Question

Kamal and Monika appeared for an interview for two vacancies. The probability of Kamal's selection is $ \dfrac{1}{3} $ and that of Monika's selection is $ \dfrac{1}{5} $ . Find the probability that both of them will be selected.

Answer 1

Hint: In this question, we need to determine the probability that both Kamal and Monika will be selected in the interview for the two vacancies. For this, we will follow the concept of the independent events.

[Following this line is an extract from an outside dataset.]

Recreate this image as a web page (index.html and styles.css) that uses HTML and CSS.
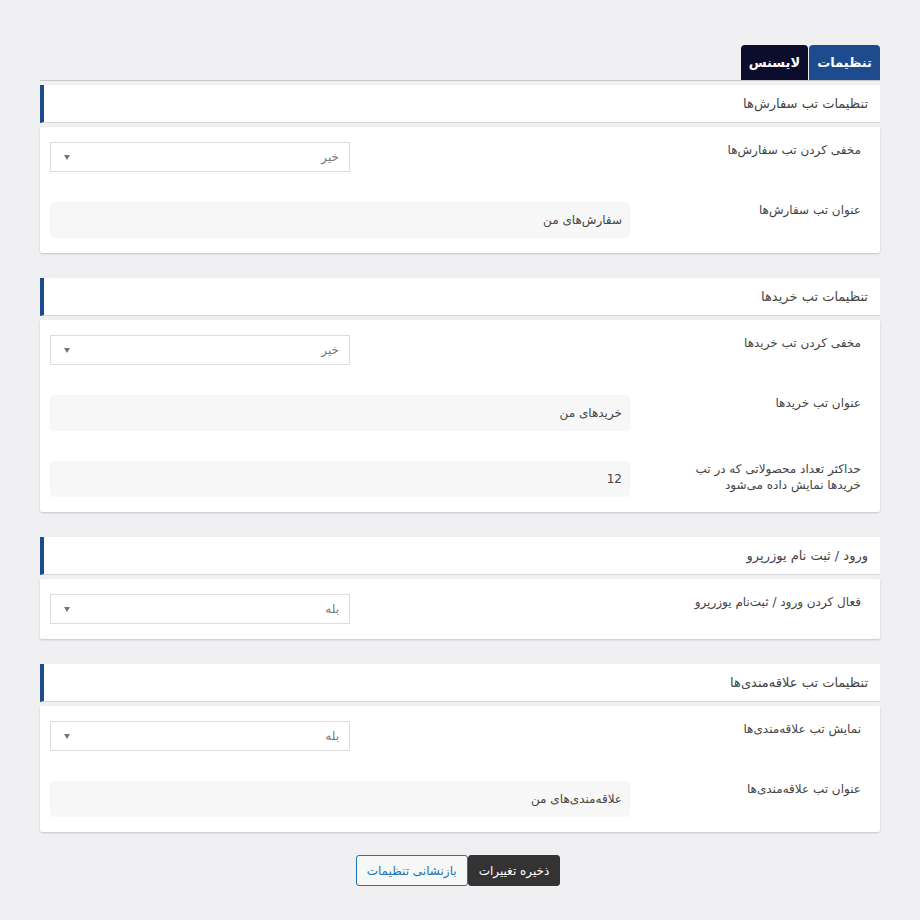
FILE: index.html
```html
<!DOCTYPE html>
<html lang="fa" dir="rtl">

<head>
    <meta charset="UTF-8" />
    <meta name="viewport" content="width=device-width, initial-scale=1.0" />
    <title>تنظیمات</title>
    <link rel="stylesheet" href="styles.css">
</head>

<body>
    <div class="wrap">
        <div class="tabs">
            <span class="tab active">تنظیمات</span>
            <span class="tab">لایسنس</span>
        </div>

        <div class="section">
            <div class="section-head">تنظیمات تب سفارش‌ها</div>
            <div class="section-body">
                <div class="row">
                    <label class="row-label">مخفی کردن تب سفارش‌ها</label>
                    <div class="select">
                        <span>خیر</span>
                        <i class="arrow"></i>
                    </div>
                </div>
                <div class="row">
                    <label class="row-label">عنوان تب سفارش‌ها</label>
                    <input class="field" type="text" value="سفارش‌های من">
                </div>
            </div>
        </div>

        <div class="section">
            <div class="section-head">تنظیمات تب خریدها</div>
            <div class="section-body">
                <div class="row">
                    <label class="row-label">مخفی کردن تب خریدها</label>
                    <div class="select">
                        <span>خیر</span>
                        <i class="arrow"></i>
                    </div>
                </div>
                <div class="row">
                    <label class="row-label">عنوان تب خریدها</label>
                    <input class="field" type="text" value="خریدهای من">
                </div>
                <div class="row">
                    <label class="row-label">حداکثر تعداد محصولاتی که در تب خریدها نمایش داده می‌شود</label>
                    <input class="field" type="text" value="12">
                </div>
            </div>
        </div>

        <div class="section">
            <div class="section-head">ورود / ثبت نام یوزرپرو</div>
            <div class="section-body">
                <div class="row">
                    <label class="row-label">فعال کردن ورود / ثبت‌نام یوزرپرو</label>
                    <div class="select">
                        <span>بله</span>
                        <i class="arrow"></i>
                    </div>
                </div>
            </div>
        </div>

        <div class="section">
            <div class="section-head">تنظیمات تب علاقه‌مندی‌ها</div>
            <div class="section-body">
                <div class="row">
                    <label class="row-label">نمایش تب علاقه‌مندی‌ها</label>
                    <div class="select">
                        <span>بله</span>
                        <i class="arrow"></i>
                    </div>
                </div>
                <div class="row">
                    <label class="row-label">عنوان تب علاقه‌مندی‌ها</label>
                    <input class="field" type="text" value="علاقه‌مندی‌های من">
                </div>
            </div>
        </div>

        <div class="actions">
            <button class="btn btn-save">ذخیره تغییرات</button>
            <button class="btn btn-reset">بازنشانی تنظیمات</button>
        </div>
    </div>
</body>

</html>
```

FILE: styles.css
```css
* {
    margin: 0;
    padding: 0;
    box-sizing: border-box;
}

body {
    font-family: 'DejaVu Sans', sans-serif;
    background: #f0f0f2;
    color: #444;
    font-size: 12px;
}

.wrap {
    padding: 45px 40px 0;
}

/* Tabs */
.tabs {
    display: flex;
    gap: 1px;
    border-bottom: 1px solid #c9c9cc;
}

.tab {
    height: 35px;
    line-height: 35px;
    padding: 0 8px;
    color: #fff;
    font-weight: bold;
    font-size: 13px;
    background: #0c0c2c;
    border-radius: 4px 4px 0 0;
}

.tab.active {
    background: #1e4b8d;
}

/* Sections */
.section {
    margin-top: 25px;
}

.tabs + .section {
    margin-top: 4px;
}

.section-head {
    height: 38px;
    display: flex;
    align-items: center;
    padding-right: 12px;
    background: #fff;
    border-left: 4px solid #1e4b8d;
    border-bottom: 1px solid #d6d6d8;
    font-size: 13px;
    color: #444;
}

.section-body {
    margin-top: 4px;
    background: #fff;
    padding: 15px 10px;
    display: flex;
    flex-direction: column;
    gap: 30px;
    border-radius: 2px;
    box-shadow: 0 1px 2px rgba(0, 0, 0, 0.18);
}

.row {
    display: grid;
    grid-template-columns: 240px 1fr;
    align-items: start;
}

.row-label {
    padding: 0 9px 0 40px;
    line-height: 16px;
    font-size: 12px;
    color: #444;
}

.select {
    justify-self: end;
    width: 300px;
    height: 30px;
    display: flex;
    align-items: center;
    justify-content: space-between;
    padding: 0 10px 0 13px;
    border: 1px solid #ddd;
    background: #fff;
    color: #777;
    font-size: 12px;
}

.arrow {
    width: 0;
    height: 0;
    border-left: 3.5px solid transparent;
    border-right: 3.5px solid transparent;
    border-top: 5px solid #777;
}

.field {
    width: 100%;
    height: 36px;
    padding: 0 8px;
    border: none;
    border-radius: 4px;
    background: #f7f7f7;
    font-family: inherit;
    font-size: 12px;
    color: #444;
    direction: rtl;
    outline: none;
}

/* Buttons */
.actions {
    display: flex;
    justify-content: center;
    margin-top: 23px;
    padding-right: 4px;
}

.btn {
    height: 31px;
    padding: 0 10px;
    font-family: inherit;
    font-size: 12px;
    border-radius: 3px;
    cursor: pointer;
}

.btn-save {
    background: #333;
    color: #fff;
    border: 1px solid #333;
}

.btn-reset {
    background: #f6f7f7;
    color: #2271b1;
    border: 1px solid #2271b1;
}
```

Complete step-by-step answer:
The probability of the selection of Karan for the vacancies in the interview is $ \dfrac{1}{3} $ .
The probability of the selection of Karan for the vacancies in the interview is $ \dfrac{1}{5} $ .
The probability of the two independent events is the product of the probability of the individual events. Mathematically, $ P\left( {A \cap B} \right) = P\left( A \right)P\left( B \right) $ where, A and B are two independent events.
As the total number of vacancies are two and here we are dealing with the two candidates only so, their individual selection is completely independent of one other i.e., selection of either candidate Karan or Monika will not affect the selection of the other.
Here, in the question, the two independent events are selection of Karan and Monika. So,
  $ P(A) = \dfrac{1}{3} $ and $ P(B) = \dfrac{1}{5} $
So, the probability of selection of both candidates (Karan and Monika) is given as:
  $
\Rightarrow P\left( {A \cap B} \right) = P\left( A \right)P\left( B \right) \\
   = \dfrac{1}{3} \times \dfrac{1}{{15}} \\
   = \dfrac{1}{{15}} \\
   $
Hence, the probability that both of them will be selected is $ \dfrac{1}{{15}} $ .

Note: It is interesting to note that in the question, it is asked for the probability of selection of both candidates, if the question asks for the selection of either then, we will evaluate the probability of the rejection of the candidates and then, carry forward our calculation in the same way.